WORK REQUIRED: Could you output each line of the data that follows exactly?

◆ ◆ ◆

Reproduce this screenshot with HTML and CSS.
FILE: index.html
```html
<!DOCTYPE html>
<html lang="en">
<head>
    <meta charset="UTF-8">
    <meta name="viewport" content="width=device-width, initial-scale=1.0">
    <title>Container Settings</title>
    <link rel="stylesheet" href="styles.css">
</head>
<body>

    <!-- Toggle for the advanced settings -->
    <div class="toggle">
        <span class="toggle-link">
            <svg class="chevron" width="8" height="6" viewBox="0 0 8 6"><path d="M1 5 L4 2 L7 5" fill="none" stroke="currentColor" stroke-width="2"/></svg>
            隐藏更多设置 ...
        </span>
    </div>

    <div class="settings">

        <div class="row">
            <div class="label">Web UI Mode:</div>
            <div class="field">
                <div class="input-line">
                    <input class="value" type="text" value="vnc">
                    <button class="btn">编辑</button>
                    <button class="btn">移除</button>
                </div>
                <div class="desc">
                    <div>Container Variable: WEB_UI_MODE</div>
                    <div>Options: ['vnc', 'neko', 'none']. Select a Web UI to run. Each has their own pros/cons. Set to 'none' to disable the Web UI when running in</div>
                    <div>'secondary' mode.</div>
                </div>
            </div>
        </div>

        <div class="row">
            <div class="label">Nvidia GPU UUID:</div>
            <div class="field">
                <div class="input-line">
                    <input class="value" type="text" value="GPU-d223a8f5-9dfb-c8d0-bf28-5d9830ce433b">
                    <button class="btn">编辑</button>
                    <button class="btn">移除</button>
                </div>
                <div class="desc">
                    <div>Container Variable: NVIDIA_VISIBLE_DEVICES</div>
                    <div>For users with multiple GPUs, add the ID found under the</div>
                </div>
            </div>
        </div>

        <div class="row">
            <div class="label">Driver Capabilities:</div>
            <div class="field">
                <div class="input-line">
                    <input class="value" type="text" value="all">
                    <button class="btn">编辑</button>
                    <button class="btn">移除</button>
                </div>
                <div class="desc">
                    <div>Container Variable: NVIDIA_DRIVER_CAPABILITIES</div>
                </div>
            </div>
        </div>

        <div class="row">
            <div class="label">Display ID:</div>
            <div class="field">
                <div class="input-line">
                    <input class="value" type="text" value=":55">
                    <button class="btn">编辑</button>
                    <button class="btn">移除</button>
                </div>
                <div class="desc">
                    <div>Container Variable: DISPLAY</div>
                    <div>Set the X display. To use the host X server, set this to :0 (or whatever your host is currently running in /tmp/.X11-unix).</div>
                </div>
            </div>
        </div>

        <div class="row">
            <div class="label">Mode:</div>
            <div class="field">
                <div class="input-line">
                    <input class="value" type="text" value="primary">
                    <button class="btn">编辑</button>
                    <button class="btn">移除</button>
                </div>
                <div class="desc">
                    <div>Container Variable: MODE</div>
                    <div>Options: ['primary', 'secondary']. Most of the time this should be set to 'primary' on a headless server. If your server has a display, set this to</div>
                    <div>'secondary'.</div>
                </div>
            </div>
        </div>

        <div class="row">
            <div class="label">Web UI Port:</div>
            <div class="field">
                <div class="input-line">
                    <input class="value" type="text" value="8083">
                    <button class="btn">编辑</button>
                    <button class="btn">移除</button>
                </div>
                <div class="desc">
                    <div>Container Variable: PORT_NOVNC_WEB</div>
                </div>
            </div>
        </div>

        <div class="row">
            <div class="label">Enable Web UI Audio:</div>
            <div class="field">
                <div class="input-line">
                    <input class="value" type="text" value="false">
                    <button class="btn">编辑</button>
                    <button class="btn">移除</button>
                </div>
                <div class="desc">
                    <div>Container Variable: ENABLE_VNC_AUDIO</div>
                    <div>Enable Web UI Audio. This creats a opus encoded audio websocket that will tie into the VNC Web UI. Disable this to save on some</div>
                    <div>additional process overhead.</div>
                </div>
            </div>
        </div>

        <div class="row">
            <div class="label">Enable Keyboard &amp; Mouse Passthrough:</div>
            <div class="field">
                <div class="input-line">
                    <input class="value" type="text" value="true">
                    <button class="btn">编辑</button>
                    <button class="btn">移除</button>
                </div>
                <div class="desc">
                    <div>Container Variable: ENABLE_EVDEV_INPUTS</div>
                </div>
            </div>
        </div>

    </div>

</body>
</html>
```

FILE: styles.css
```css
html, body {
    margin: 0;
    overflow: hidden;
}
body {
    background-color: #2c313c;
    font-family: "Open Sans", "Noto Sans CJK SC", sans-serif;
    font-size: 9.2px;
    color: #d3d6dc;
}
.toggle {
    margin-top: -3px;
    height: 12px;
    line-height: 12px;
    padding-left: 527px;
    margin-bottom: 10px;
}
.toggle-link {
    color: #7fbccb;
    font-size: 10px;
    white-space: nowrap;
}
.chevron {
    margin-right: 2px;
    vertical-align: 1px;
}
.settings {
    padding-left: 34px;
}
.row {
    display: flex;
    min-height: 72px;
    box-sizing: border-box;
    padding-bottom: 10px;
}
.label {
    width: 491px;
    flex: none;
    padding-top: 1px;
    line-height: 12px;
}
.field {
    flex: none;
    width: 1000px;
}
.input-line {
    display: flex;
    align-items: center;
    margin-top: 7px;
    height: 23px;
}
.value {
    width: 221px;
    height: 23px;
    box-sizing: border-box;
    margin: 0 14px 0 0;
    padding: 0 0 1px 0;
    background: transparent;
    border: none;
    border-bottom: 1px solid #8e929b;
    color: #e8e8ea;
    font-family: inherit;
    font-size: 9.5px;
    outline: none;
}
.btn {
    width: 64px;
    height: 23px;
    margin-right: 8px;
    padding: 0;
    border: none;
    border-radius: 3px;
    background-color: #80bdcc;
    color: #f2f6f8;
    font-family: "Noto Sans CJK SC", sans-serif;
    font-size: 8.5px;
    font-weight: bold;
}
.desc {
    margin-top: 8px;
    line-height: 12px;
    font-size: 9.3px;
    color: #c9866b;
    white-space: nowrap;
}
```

◆ ◆ ◆

ANSWER TO THIS TASK:
Reproduce this screenshot with HTML and CSS.
FILE: index.html
```html
<!DOCTYPE html>
<html lang="en">
<head>
    <meta charset="UTF-8">
    <meta name="viewport" content="width=device-width, initial-scale=1.0">
    <title>Container Settings</title>
    <link rel="stylesheet" href="styles.css">
</head>
<body>

    <!-- Toggle for the advanced settings -->
    <div class="toggle">
        <span class="toggle-link">
            <svg class="chevron" width="8" height="6" viewBox="0 0 8 6"><path d="M1 5 L4 2 L7 5" fill="none" stroke="currentColor" stroke-width="2"/></svg>
            隐藏更多设置 ...
        </span>
    </div>

    <div class="settings">

        <div class="row">
            <div class="label">Web UI Mode:</div>
            <div class="field">
                <div class="input-line">
                    <input class="value" type="text" value="vnc">
                    <button class="btn">编辑</button>
                    <button class="btn">移除</button>
                </div>
                <div class="desc">
                    <div>Container Variable: WEB_UI_MODE</div>
                    <div>Options: ['vnc', 'neko', 'none']. Select a Web UI to run. Each has their own pros/cons. Set to 'none' to disable the Web UI when running in</div>
                    <div>'secondary' mode.</div>
                </div>
            </div>
        </div>

        <div class="row">
            <div class="label">Nvidia GPU UUID:</div>
            <div class="field">
                <div class="input-line">
                    <input class="value" type="text" value="GPU-d223a8f5-9dfb-c8d0-bf28-5d9830ce433b">
                    <button class="btn">编辑</button>
                    <button class="btn">移除</button>
                </div>
                <div class="desc">
                    <div>Container Variable: NVIDIA_VISIBLE_DEVICES</div>
                    <div>For users with multiple GPUs, add the ID found under the</div>
                </div>
            </div>
        </div>

        <div class="row">
            <div class="label">Driver Capabilities:</div>
            <div class="field">
                <div class="input-line">
                    <input class="value" type="text" value="all">
                    <button class="btn">编辑</button>
                    <button class="btn">移除</button>
                </div>
                <div class="desc">
                    <div>Container Variable: NVIDIA_DRIVER_CAPABILITIES</div>
                </div>
            </div>
        </div>

        <div class="row">
            <div class="label">Display ID:</div>
            <div class="field">
                <div class="input-line">
                    <input class="value" type="text" value=":55">
                    <button class="btn">编辑</button>
                    <button class="btn">移除</button>
                </div>
                <div class="desc">
                    <div>Container Variable: DISPLAY</div>
                    <div>Set the X display. To use the host X server, set this to :0 (or whatever your host is currently running in /tmp/.X11-unix).</div>
                </div>
            </div>
        </div>

        <div class="row">
            <div class="label">Mode:</div>
            <div class="field">
                <div class="input-line">
                    <input class="value" type="text" value="primary">
                    <button class="btn">编辑</button>
                    <button class="btn">移除</button>
                </div>
                <div class="desc">
                    <div>Container Variable: MODE</div>
                    <div>Options: ['primary', 'secondary']. Most of the time this should be set to 'primary' on a headless server. If your server has a display, set this to</div>
                    <div>'secondary'.</div>
                </div>
            </div>
        </div>

        <div class="row">
            <div class="label">Web UI Port:</div>
            <div class="field">
                <div class="input-line">
                    <input class="value" type="text" value="8083">
                    <button class="btn">编辑</button>
                    <button class="btn">移除</button>
                </div>
                <div class="desc">
                    <div>Container Variable: PORT_NOVNC_WEB</div>
                </div>
            </div>
        </div>

        <div class="row">
            <div class="label">Enable Web UI Audio:</div>
            <div class="field">
                <div class="input-line">
                    <input class="value" type="text" value="false">
                    <button class="btn">编辑</button>
                    <button class="btn">移除</button>
                </div>
                <div class="desc">
                    <div>Container Variable: ENABLE_VNC_AUDIO</div>
                    <div>Enable Web UI Audio. This creats a opus encoded audio websocket that will tie into the VNC Web UI. Disable this to save on some</div>
                    <div>additional process overhead.</div>
                </div>
            </div>
        </div>

        <div class="row">
            <div class="label">Enable Keyboard &amp; Mouse Passthrough:</div>
            <div class="field">
                <div class="input-line">
                    <input class="value" type="text" value="true">
                    <button class="btn">编辑</button>
                    <button class="btn">移除</button>
                </div>
                <div class="desc">
                    <div>Container Variable: ENABLE_EVDEV_INPUTS</div>
                </div>
            </div>
        </div>

    </div>

</body>
</html>
```

FILE: styles.css
```css
html, body {
    margin: 0;
    overflow: hidden;
}
body {
    background-color: #2c313c;
    font-family: "Open Sans", "Noto Sans CJK SC", sans-serif;
    font-size: 9.2px;
    color: #d3d6dc;
}
.toggle {
    margin-top: -3px;
    height: 12px;
    line-height: 12px;
    padding-left: 527px;
    margin-bottom: 10px;
}
.toggle-link {
    color: #7fbccb;
    font-size: 10px;
    white-space: nowrap;
}
.chevron {
    margin-right: 2px;
    vertical-align: 1px;
}
.settings {
    padding-left: 34px;
}
.row {
    display: flex;
    min-height: 72px;
    box-sizing: border-box;
    padding-bottom: 10px;
}
.label {
    width: 491px;
    flex: none;
    padding-top: 1px;
    line-height: 12px;
}
.field {
    flex: none;
    width: 1000px;
}
.input-line {
    display: flex;
    align-items: center;
    margin-top: 7px;
    height: 23px;
}
.value {
    width: 221px;
    height: 23px;
    box-sizing: border-box;
    margin: 0 14px 0 0;
    padding: 0 0 1px 0;
    background: transparent;
    border: none;
    border-bottom: 1px solid #8e929b;
    color: #e8e8ea;
    font-family: inherit;
    font-size: 9.5px;
    outline: none;
}
.btn {
    width: 64px;
    height: 23px;
    margin-right: 8px;
    padding: 0;
    border: none;
    border-radius: 3px;
    background-color: #80bdcc;
    color: #f2f6f8;
    font-family: "Noto Sans CJK SC", sans-serif;
    font-size: 8.5px;
    font-weight: bold;
}
.desc {
    margin-top: 8px;
    line-height: 12px;
    font-size: 9.3px;
    color: #c9866b;
    white-space: nowrap;
}
```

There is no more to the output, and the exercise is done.